Mülteci Hakları Derneği (MHD) Genel Sekreteri ve Kıbrıs Türk İnsan Hakları Vakfı Hukukçusu Öncel Polili bir basın açıklaması yaparak, geçtiğimiz gün sınırdışı edilen 35 Suriyeli Mülteci ile ilgili olarak İçişleri Bakanı Çavuşoğlu’nun yaptığı açıklamayı değerlendirdi.
Konu ile ilgili açıklama şöyle:
İçişleri ve Yerel Yönetimler Bakanlığının sınırdışı edilen 35 Suriyeli hakkındaki açıklamasını hayret ve üzüntüyle okuduk.
Söz konu açıklama eksik ve yalan bilgiler içermektedir ve alınan sınırdışı kararının hukuk devleti ilkesiyle bağdaşmadığının açık bir göstergesidir ve tesbit diye bahsedilen birçok husus eksik ve yanlış bilgilerdir. Mülteciler arasında az sayıdaki kişi daha önce söz konusu kamplarda bulunmuş ve orda şiddet görmesi üzerine orayı terk etmiştir. Ancak, bakanlığın yapmış olduğu açıklamadaki gibi kimse kamplardan kaçıp buraya gelmemiştir.

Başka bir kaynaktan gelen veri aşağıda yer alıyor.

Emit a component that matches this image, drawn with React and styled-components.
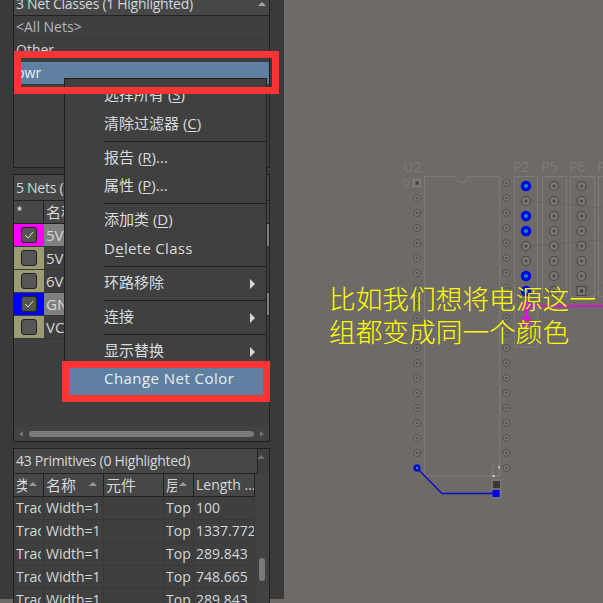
import React from 'react';
import styled, { createGlobalStyle } from 'styled-components';

const GlobalStyle = createGlobalStyle`
  html, body {
    margin: 0;
    padding: 0;
    background: #6e6a68;
  }
  #root {
    width: 603px;
    height: 603px;
    overflow: hidden;
  }
`;

const FONT = `"Open Sans", "Noto Sans CJK SC", sans-serif`;
const CJK = `"Noto Sans CJK SC", sans-serif`;

const Page = styled.div`
  position: relative;
  display: flex;
  width: 603px;
  height: 603px;
  overflow: hidden;
  font-family: ${FONT};
  font-size: 14px;
  color: #d4d8da;
`;

const Sidebar = styled.aside`
  flex: none;
  width: 284px;
  height: 603px;
  box-sizing: border-box;
  padding: 0 14px 0 13px;
  margin-top: -4px;
  background: #3a3a3a;
  display: flex;
  flex-direction: column;
  gap: 6px;
`;

const Panel = styled.section`
  flex: none;
  box-sizing: border-box;
  height: ${(p) => p.$h}px;
  display: flex;
  flex-direction: column;
  background: #3f3f3f;
  border: 1px solid #202020;
  overflow: hidden;
  position: relative;
`;

const PanelHead = styled.div`
  flex: none;
  height: ${(p) => p.$h || 24}px;
  line-height: ${(p) => p.$line || p.$h || 24}px;
  padding-left: 2px;
  font-size: 14px;
  letter-spacing: -0.28px;
  background: #474747;
  border-bottom: 1px solid #222;
  white-space: nowrap;
  ${(p) => p.$narrow && 'width: 241px; border-right: 1px solid #222;'}
`;

const UpArrow = styled.span`
  position: absolute;
  right: ${(p) => p.$r || 3}px;
  top: ${(p) => p.$t || 5}px;
  width: 0;
  height: 0;
  border-left: 4px solid transparent;
  border-right: 4px solid transparent;
  border-bottom: 4px solid ${(p) => p.$color || '#a8a8a8'};
`;

const ClassRow = styled.div`
  height: 23px;
  line-height: 22px;
  padding-left: 2px;
  box-sizing: border-box;
  border-bottom: 1px solid #383838;
  background: ${(p) => (p.$selected ? '#5f80a0' : 'transparent')};
  color: ${(p) => (p.$selected ? '#eef2f5' : '#d4d8da')};
  ${(p) => p.$dim && 'color: #b4b8ba;'}
`;

const NetGrid = styled.div`
  display: grid;
  grid-template-columns: 30px 1fr;
`;

const NetHeadCell = styled.div`
  height: 23px;
  line-height: 21px;
  padding-left: 2px;
  background: #474747;
  border-bottom: 1px solid #222;
  box-sizing: border-box;
  font-family: ${CJK};
  font-size: 15px;
  ${(p) => p.$first && 'border-right: 1px solid #222;'}
`;

const ColorCell = styled.div`
  height: 23px;
  display: flex;
  align-items: center;
  justify-content: center;
  background: ${(p) => p.$color};
  border-bottom: 1px solid #3a3a3a;
  box-sizing: border-box;
`;

const CheckBox = styled.div`
  width: 16px;
  height: 16px;
  box-sizing: border-box;
  border: 1px solid #222;
  border-radius: 3px;
  background: #555;
  display: flex;
  align-items: center;
  justify-content: center;
`;

const NameCell = styled.div`
  height: 23px;
  line-height: 22px;
  padding-left: 2px;
  box-sizing: border-box;
  font-size: 15px;
  white-space: nowrap;
  overflow: hidden;
  border-bottom: 1px solid #383838;
  background: ${(p) => (p.$on ? '#808080' : 'transparent')};
`;

const Filler = styled.div`
  flex: 1;
`;

const HScroll = styled.div`
  flex: none;
  height: 15px;
  display: flex;
  align-items: center;
  gap: 6px;
  padding: 0 5px;
  background: #424242;
`;

const Thumb = styled.div`
  flex: 1;
  height: 6px;
  border-radius: 3px;
  background: #7a7a7a;
`;

const SideArrow = styled.span`
  width: 0;
  height: 0;
  border-top: 3px solid transparent;
  border-bottom: 3px solid transparent;
  ${(p) => (p.$left ? 'border-right' : 'border-left')}: 4px solid #707070;
`;

const PrimBody = styled.div`
  flex: 1;
  display: flex;
  min-height: 0;
`;

const PrimTable = styled.div`
  width: 241px;
  flex: none;
`;

const PrimRow = styled.div`
  display: grid;
  grid-template-columns: 30px 60px 60px 30px 61px;
  height: 23px;
  box-sizing: border-box;
  border-bottom: 1px solid ${(p) => (p.$head ? '#222' : '#383838')};
  background: ${(p) => (p.$head ? '#474747' : 'transparent')};
`;

const PrimCell = styled.div`
  position: relative;
  line-height: 22px;
  padding-left: 2px;
  min-width: 0;
  border-right: 1px solid ${(p) => (p.$head ? '#222' : '#383838')};
`;

const CellText = styled.span`
  display: block;
  overflow: hidden;
  white-space: nowrap;
  width: ${(p) => (p.$w ? `${p.$w}px` : 'auto')};
  ${(p) => p.$cjk && `font-family: ${CJK}; font-size: 15px;`}
`;

const SortMark = styled.span`
  position: absolute;
  right: 6px;
  top: 8px;
  width: 0;
  height: 0;
  border-left: 4px solid transparent;
  border-right: 4px solid transparent;
  border-bottom: 4px solid #999;
`;

const VScroll = styled.div`
  flex: 1;
  position: relative;
  background: #424242;
`;

const VThumb = styled.div`
  position: absolute;
  left: 4px;
  top: 84px;
  width: 6px;
  height: 23px;
  border-radius: 3px;
  background: #7a7a7a;
`;

const Menu = styled.div`
  position: absolute;
  left: 64px;
  top: 78px;
  width: 203px;
  height: 324px;
  box-sizing: border-box;
  padding-top: 3px;
  background: #404040;
  border: 1px solid #202020;
  font-size: 15px;
  color: #d8dcde;
`;

const MenuItem = styled.div`
  position: relative;
  height: 28.5px;
  line-height: 25px;
  padding-left: 39px;
  white-space: nowrap;
  letter-spacing: ${(p) => p.$spacing || 0}px;
  ${(p) => p.$active && 'background: #5f80a0; color: #e8eef2;'}
`;

const MenuSep = styled.div`
  height: 1px;
  margin: 1.5px 0 3px 39px;
  background: #222;
`;

const SubArrow = styled.span`
  position: absolute;
  right: 11px;
  top: 9px;
  width: 0;
  height: 0;
  border-top: 5px solid transparent;
  border-bottom: 5px solid transparent;
  border-left: 5px solid #d8d8d8;
`;

const Key = styled.span`
  text-decoration: underline;
  text-underline-offset: 2px;
`;

const RedBox = styled.div`
  position: absolute;
  box-sizing: border-box;
  left: ${(p) => p.$x}px;
  top: ${(p) => p.$y}px;
  width: ${(p) => p.$w}px;
  height: ${(p) => p.$h}px;
  border: 7px solid #fb3434;
`;

const Canvas = styled.main`
  flex: 1;
  position: relative;
  background: #6e6a68;
  overflow: hidden;
`;

const Board = styled.svg`
  display: block;
  width: 319px;
  height: 603px;
`;

const Caption = styled.div`
  position: absolute;
  left: 45px;
  top: 281px;
  width: 280px;
  font-family: ${CJK};
  font-size: 26.7px;
  font-weight: 300;
  line-height: 33px;
  color: #ffff00;
  white-space: nowrap;
`;

const Check = () => (
  <svg width="10" height="10" viewBox="0 0 10 10">
    <path d="M1 5 L4 8 L9 2" fill="none" stroke="#d8d8d8" strokeWidth="1" />
  </svg>
);

const Pad = ({ x, y }) => (
  <g>
    <circle cx={x} cy={y} r="3.4" fill="#767270" stroke="#454341" strokeWidth="1" strokeDasharray="1.6 .7" />
    <circle cx={x} cy={y} r="1.1" fill="#484848" />
  </g>
);

const BigPad = ({ x, y }) => (
  <g>
    <circle cx={x} cy={y} r="4.5" fill="#7a7674" stroke="#4a4846" strokeWidth="1.2" />
    <circle cx={x} cy={y} r="1.5" fill="#464646" />
  </g>
);

const BluePad = ({ x, y }) => (
  <g>
    <circle cx={x} cy={y} r="5.2" fill="#0000f0" />
    <circle cx={x} cy={y} r="2" fill="#009aa0" />
  </g>
);

const range = (n, start = 183, step = 15) => Array.from({ length: n }, (_, i) => start + i * step);

const nets = [
  { color: '#ff00ff', name: '5V', on: true },
  { color: '#9c9c74', name: '5V' },
  { color: '#9c9c74', name: '6V' },
  { color: '#0000ff', name: 'GND', on: true },
  { color: '#9c9c74', name: 'VCC' },
];

const prims = ['100', '1337.772', '289.843', '748.665', '289.843'];

const Pcb = () => (
  <Board viewBox="284 0 319 603">
    <g fill="none" stroke="#7e7a78" strokeWidth="1.1">
      <path d="M424.5 176.5 H455.5 A6 6 0 0 0 467.5 176.5 H499.5 V476 H424.5 Z" />
      <rect x="514.5" y="176.5" width="23" height="170.5" />
      <rect x="542.5" y="176.5" width="24" height="120" />
      <rect x="570.5" y="176.5" width="24" height="120" />
      <rect x="598.5" y="176.5" width="24" height="120" />
      <rect x="492.5" y="465" width="7" height="11" />
      <rect x="492" y="480" width="9" height="18" />
    </g>
    <g fill="none" stroke="#63605e" strokeWidth="0.7">
      <path d="M530 201 L560 204 L603 208" />
      <path d="M530 246 L580 242 L603 240" />
      <path d="M526 246 V306" />
      <path d="M530 330 L560 316 L603 285" />
    </g>
    <g fontFamily={FONT} fontSize="14" fill="#7f7c7a">
      <text x="403" y="172">U2</text>
      <text x="513" y="172">P2</text>
      <text x="541" y="172">P5</text>
      <text x="569" y="172">P6</text>
      <text x="597" y="172">P7</text>
    </g>
    <circle cx="406" cy="183" r="3" fill="none" stroke="#7e7a78" />
    <rect x="413.5" y="179.5" width="7" height="7" fill="none" stroke="#8a8785" />
    <rect x="416" y="182" width="2.4" height="2.4" fill="#3a3a3a" />
    {range(19, 198).map((y) => <Pad key={`l${y}`} x={417} y={y} />)}
    {range(20).map((y) => <Pad key={`r${y}`} x={506.5} y={y} />)}
    {[201, 246, 261].map((y) => <BigPad key={`a${y}`} x={526} y={y} />)}
    {[186, 216, 231, 276, 291].map((y) => <BluePad key={`b${y}`} x={526} y={y} />)}
    {range(8, 186).map((y) => <BigPad key={`c${y}`} x={554} y={y} />)}
    {range(7, 186).map((y) => <BigPad key={`d${y}`} x={581.5} y={y} />)}
    <rect x="577" y="286.5" width="9" height="9" fill="#7a7674" stroke="#4a4846" strokeWidth="1.2" />
    <rect x="580" y="289.5" width="3" height="3" fill="#3a3a3a" />
    <path d="M526 306 H603 M526 306 V321" stroke="#f000f0" strokeWidth="1.6" fill="none" />
    <circle cx="526" cy="306" r="4" fill="none" stroke="#f000f0" strokeWidth="1.6" />
    <circle cx="526" cy="321" r="4" fill="none" stroke="#f000f0" strokeWidth="2" />
    <path d="M417 468 L442 493.5 H496" fill="none" stroke="#0a0ac8" strokeWidth="1.3" />
    <circle cx="417" cy="468" r="3.4" fill="#0000f0" />
    <circle cx="417" cy="468" r="1.2" fill="#009aa0" />
    <rect x="493" y="481" width="7" height="7" fill="#383838" />
    <rect x="492.5" y="490" width="7" height="7" fill="#0000f0" />
    <rect x="498" y="466.5" width="2" height="2" fill="#d8d0b8" />
    <rect x="492.5" y="475" width="2" height="2" fill="#d8d0b8" />
  </Board>
);

export default function App() {
  return (
    <Page>
      <GlobalStyle />
      <Sidebar>
        <Panel $h={172}>
          <PanelHead $h={18} $line={14}>3 Net Classes (1 Highlighted)</PanelHead>
          <UpArrow />
          <ClassRow $dim>&lt;All Nets&gt;</ClassRow>
          <ClassRow>Other</ClassRow>
          <ClassRow $selected>pwr</ClassRow>
        </Panel>
        <Panel $h={268}>
          <PanelHead $h={25}>5 Nets (2 Highlighted)</PanelHead>
          <NetGrid>
            <NetHeadCell $first>*</NetHeadCell>
            <NetHeadCell>名称</NetHeadCell>
            {nets.map((n, i) => (
              <React.Fragment key={i}>
                <ColorCell $color={n.color}>
                  <CheckBox>{n.on && <Check />}</CheckBox>
                </ColorCell>
                <NameCell $on={n.on}>{n.name}</NameCell>
              </React.Fragment>
            ))}
          </NetGrid>
          <Filler />
          <HScroll>
            <SideArrow $left />
            <Thumb />
            <SideArrow />
          </HScroll>
        </Panel>
        <Panel $h={170}>
          <PanelHead $narrow $h={24}>43 Primitives (0 Highlighted)</PanelHead>
          <UpArrow $r={4} $t={6} $color="#707070" />
          <PrimBody>
            <PrimTable>
              <PrimRow $head>
                <PrimCell $head><CellText $cjk $w={11}>类型</CellText><SortMark /></PrimCell>
                <PrimCell $head><CellText $cjk>名称</CellText><SortMark /></PrimCell>
                <PrimCell $head><CellText $cjk>元件</CellText></PrimCell>
                <PrimCell $head><CellText $cjk $w={11}>层</CellText><SortMark /></PrimCell>
                <PrimCell $head><CellText>Length ...</CellText></PrimCell>
              </PrimRow>
              {prims.map((len, i) => (
                <PrimRow key={i}>
                  <PrimCell><CellText $w={25}>Track</CellText></PrimCell>
                  <PrimCell><CellText $w={55}>Width=10</CellText></PrimCell>
                  <PrimCell />
                  <PrimCell><CellText>Top</CellText></PrimCell>
                  <PrimCell><CellText>{len}</CellText></PrimCell>
                </PrimRow>
              ))}
            </PrimTable>
            <VScroll>
              <VThumb />
            </VScroll>
          </PrimBody>
        </Panel>
      </Sidebar>
      <Canvas>
        <Pcb />
        <Caption>
          比如我们想将电源这一
          <br />
          组都变成同一个颜色
        </Caption>
      </Canvas>
      <Menu>
        <MenuItem>选择所有 (<Key>S</Key>)</MenuItem>
        <MenuItem>清除过滤器 (<Key>C</Key>)</MenuItem>
        <MenuSep />
        <MenuItem>报告 (<Key>R</Key>)...</MenuItem>
        <MenuItem>属性 (<Key>P</Key>)...</MenuItem>
        <MenuSep />
        <MenuItem>添加类 (<Key>D</Key>)</MenuItem>
        <MenuItem $spacing={0.3}>D<Key>e</Key>lete Class</MenuItem>
        <MenuSep />
        <MenuItem>环路移除<SubArrow /></MenuItem>
        <MenuSep />
        <MenuItem>连接<SubArrow /></MenuItem>
        <MenuSep />
        <MenuItem>显示替换<SubArrow /></MenuItem>
        <MenuItem $active $spacing={0.45}>Change Net Color</MenuItem>
      </Menu>
      <RedBox $x={14} $y={51} $w={265} $h={43} />
      <RedBox $x={62} $y={361} $w={208} $h={41} />
    </Page>
  );
}
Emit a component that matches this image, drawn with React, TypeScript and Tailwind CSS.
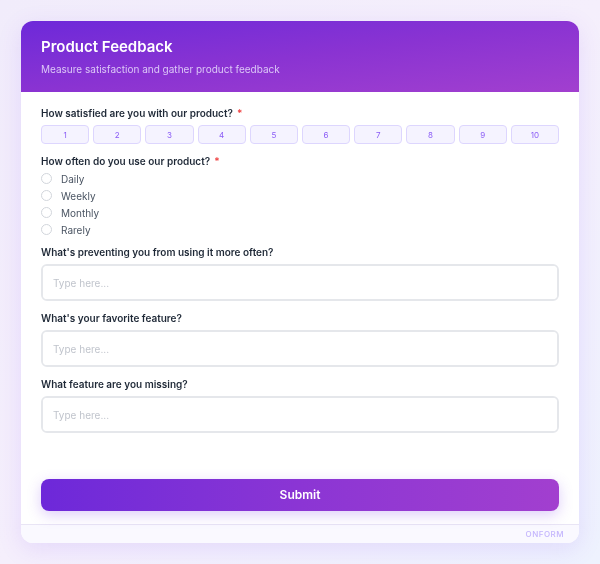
import React, { useState } from 'react';

const ratings = [1, 2, 3, 4, 5, 6, 7, 8, 9, 10];
const frequencies = ['Daily', 'Weekly', 'Monthly', 'Rarely'];

function Label({ children, required }: { children: React.ReactNode; required?: boolean }) {
  return (
    <label className="block text-[10px] leading-4 font-semibold text-[#1f2937]">
      {children}
      {required && <span className="text-[#ef4444] ml-1">*</span>}
    </label>
  );
}

function TextBox({ value, onChange }: { value: string; onChange: (v: string) => void }) {
  return (
    <textarea
      value={value}
      onChange={(e) => onChange(e.target.value)}
      placeholder="Type here..."
      className="mt-1 block w-full h-[37px] resize-none rounded-md border-2 border-[#e5e7eb] bg-white px-[10px] py-[9px] text-[10px] leading-4 text-[#1f2937] placeholder-[#c0c4cc] focus:outline-none"
    />
  );
}

export default function App() {
  const [rating, setRating] = useState<number | null>(null);
  const [freq, setFreq] = useState('');
  const [blocker, setBlocker] = useState('');
  const [favorite, setFavorite] = useState('');
  const [missing, setMissing] = useState('');

  return (
    <div
      className="min-h-[564px] w-full bg-gradient-to-br from-[#f1ecfb] via-[#f5effc] to-[#eef2fe] p-[21px]"
      style={{ fontFamily: 'Inter, "Noto Sans", sans-serif' }}
    >
      <form
        onSubmit={(e) => e.preventDefault()}
        className="w-[558px] overflow-hidden rounded-xl bg-white shadow-[0_6px_24px_rgba(124,58,237,0.13)]"
      >
        <div className="bg-gradient-to-br from-[#6d28d9] via-[#8a33d2] to-[#a23fcf] px-5 pt-[16px] pb-[16px]">
          <h1 className="text-[15px] leading-5 font-semibold text-white">Product Feedback</h1>
          <p className="mt-[5px] text-[10px] leading-[14px] text-[#dcc8f7]">
            Measure satisfaction and gather product feedback
          </p>
        </div>

        <div className="px-5 pt-[13px] pb-[13px]">
          <Label required>How satisfied are you with our product?</Label>
          <div className="mt-1 grid grid-cols-10 gap-[4px]">
            {ratings.map((n) => (
              <button
                key={n}
                type="button"
                onClick={() => setRating(n)}
                className={
                  rating === n
                    ? 'h-[19px] rounded-[4px] border border-[#7c3aed] bg-[#7c3aed] text-[8px] text-white'
                    : 'h-[19px] rounded-[4px] border border-[#ddd6fe] bg-[#f5f3ff] text-[8px] text-[#8b5cf6]'
                }
              >
                {n}
              </button>
            ))}
          </div>

          <div className="mt-[9px]">
            <Label required>How often do you use our product?</Label>
            <div className="mt-[1px] flex flex-col">
              {frequencies.map((f) => (
                <label key={f} className="flex h-[17px] items-center gap-[9px] cursor-pointer">
                  <input
                    type="radio"
                    name="freq"
                    checked={freq === f}
                    onChange={() => setFreq(f)}
                    className="peer sr-only"
                  />
                  <span className="h-[11px] w-[11px] rounded-full border border-[#d1d5db] bg-white peer-checked:border-[3px] peer-checked:border-[#7c3aed]" />
                  <span className="text-[10px] leading-4 text-[#4b5563]">{f}</span>
                </label>
              ))}
            </div>
          </div>

          <div className="mt-[6px]">
            <Label>What's preventing you from using it more often?</Label>
            <TextBox value={blocker} onChange={setBlocker} />
          </div>

          <div className="mt-[9px]">
            <Label>What's your favorite feature?</Label>
            <TextBox value={favorite} onChange={setFavorite} />
          </div>

          <div className="mt-[9px]">
            <Label>What feature are you missing?</Label>
            <TextBox value={missing} onChange={setMissing} />
          </div>

          <button
            type="submit"
            className="mt-[46px] h-[32px] w-full rounded-lg bg-gradient-to-r from-[#6d28d9] via-[#8b35d4] to-[#a23fcf] text-[12px] font-semibold text-white shadow-[0_4px_14px_rgba(124,58,237,0.25)]"
          >
            Submit
          </button>
        </div>

        <div className="flex h-[19px] items-center justify-end border-t border-[#e9e5f5] bg-[#faf9ff] pr-[15px]">
          <span className="text-[8px] font-medium tracking-[0.06em] text-[#c4b5fd]">ONFORM</span>
        </div>
      </form>
    </div>
  );
}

Yapılan açıklamanın diğer trajik bir yönü ise İçişleri ve Yerel Yönetimler Bakanlığının söz konusu mültecileri kaçırarak kazanç elde edenlerin önüne geçilmesi ve mültecilerin yaşamlarının riske atılmaması amacıyla karar ürettiğini iddia etmesidir. Öncelikle vurgulamak isteriz ki, çocuklara biber gazı sıkırak, insanlara şiddet uygulayarak onları bir yerden başka bir yere götürmek insan kaçakcıların yöntemleri kadar tehlikeli bir yöntemdir. Bununla beraber, insan kaçakcılığının önüne geçmenin yolu mültecileri sınıdışı etmek değil, insan kaçakcılığı ile ilgili yasaların düzenlenmesidir. Mülteci ve insan kaçakcılığı meselelerinin iki farklı konu olduğunu ilgililere bir kez daha hatırlatır bu konular üzerinde kendilerini acilen ve insan haklarına uygun çalışma yapmaya tekrar davet ederiz.
Defalarca Bakanlık yetkililerine Türkiye’de ki sığınmacı kamplarının 35 Suriyeli için güvenli bir yer olmadığını ve bu sebepten ötürü Kuzey Kıbrıs’a geldiklerini açıklamıştık. Ancak, Bakanlık tarafından yapılan basın açıklamasıya 35 Suriyeli mültecinin, hangi mülteci kampına yerleştirileceğinin de açıklanması ve söz konusu kişilerin kendilerini arayan kişiler tarafından bulunmasına yardımcı olunması da başka bir büyük gaf ve skandaldır.
Bakanlık tarafından yapılan basın açıklaması, konu ile olguları değerlendirmeden, yeterli araştırma yapılmadan bir devlet yöneticisine yakışmayacak şekilde alındığının açık bir göstergesidir.
Ayrıca, mültecilerin sınırdışı edilmesi sırasında ve gemiye bindiklerinde de şiddete maruz kalmaları, bu olaya şahit olan sivil kişşilerinde şiddete uğramaları, işkence yasağı çerçevesinde değerlendirilmesi gereken bir konudur. İnsan Haklarına saygılı bir otoritenin bunlar araştırıp cezalandırması gerekmektedir, aksi takdirde devlet tarafından işkencenin teşvik edilmesi ve desteklenmesi sonucu ortaya çıkmaktadır.
Şu anda, Suriye’de sürmekte olan sıcak bir savaş vardır, Birleşmiş Milletler Mülteciler Yüksek Komiserliği’de KKTC’ye gelen Suriyeli sığınmacılar için her türlü desteği sağlamaya hazırdır. Suriyeli mülteciler buraya gelmeye devam edecektir ve bu bağlamda hükümetin bu konuda hukuk develeti ve insan haklarına uygun bir politika geliştirmesi gerekmektedir.